#### WHAT TO WORK ON:
Assemble all lines in which the string "that" appears.

#### PROVIDED MATERIAL:
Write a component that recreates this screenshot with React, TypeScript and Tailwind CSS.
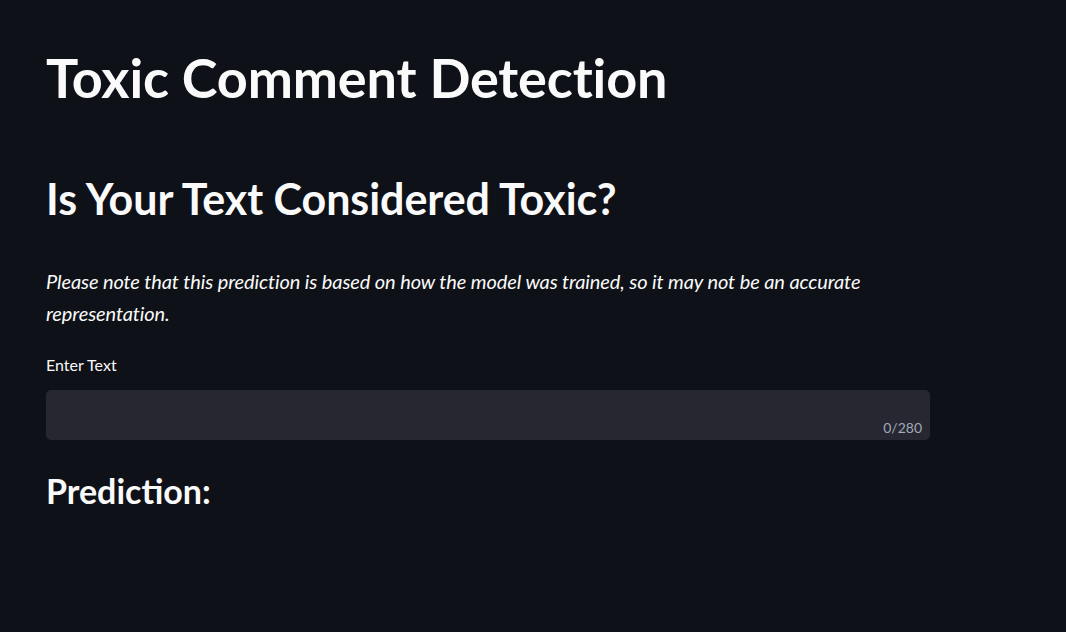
import React from 'react';

const App = () => {
  return (
    <div className="min-h-[632px] w-full bg-[#0e1117] text-[#fafafa] font-['Source_Sans_Pro','Lato',sans-serif]">
      <div className="w-[884px] ml-[46px] pt-[52px]">
        <h1 className="text-[54px] font-bold leading-[52px] tracking-[-0.15px]">Toxic Comment Detection</h1>

        <h2 className="mt-[71px] text-[43px] font-bold leading-[48px] tracking-[-0.05px]">
          Is Your Text Considered Toxic?
        </h2>

        <p className="mt-[42px] text-[20px] italic leading-[32px] tracking-[-0.1px]">
          Please note that this prediction is based on how the model was trained, so it may not be an accurate
          representation.
        </p>

        <label className="block mt-[25px] text-[16px] leading-[22px]">Enter Text</label>
        <div className="mt-[14px] h-[50px] rounded-[5px] bg-[#262730] flex items-end justify-end px-2 pb-[3px]">
          <span className="text-[14px] text-[#a3a8b8] leading-[18px]">0/280</span>
        </div>

        <h3 className="mt-[31px] text-[34px] font-bold leading-[40px]">Prediction:</h3>
      </div>
    </div>
  );
};

export default App;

#### SOLUTION:
Write a component that recreates this screenshot with React, TypeScript and Tailwind CSS.
          Please note that this prediction is based on how the model was trained, so it may not be an accurate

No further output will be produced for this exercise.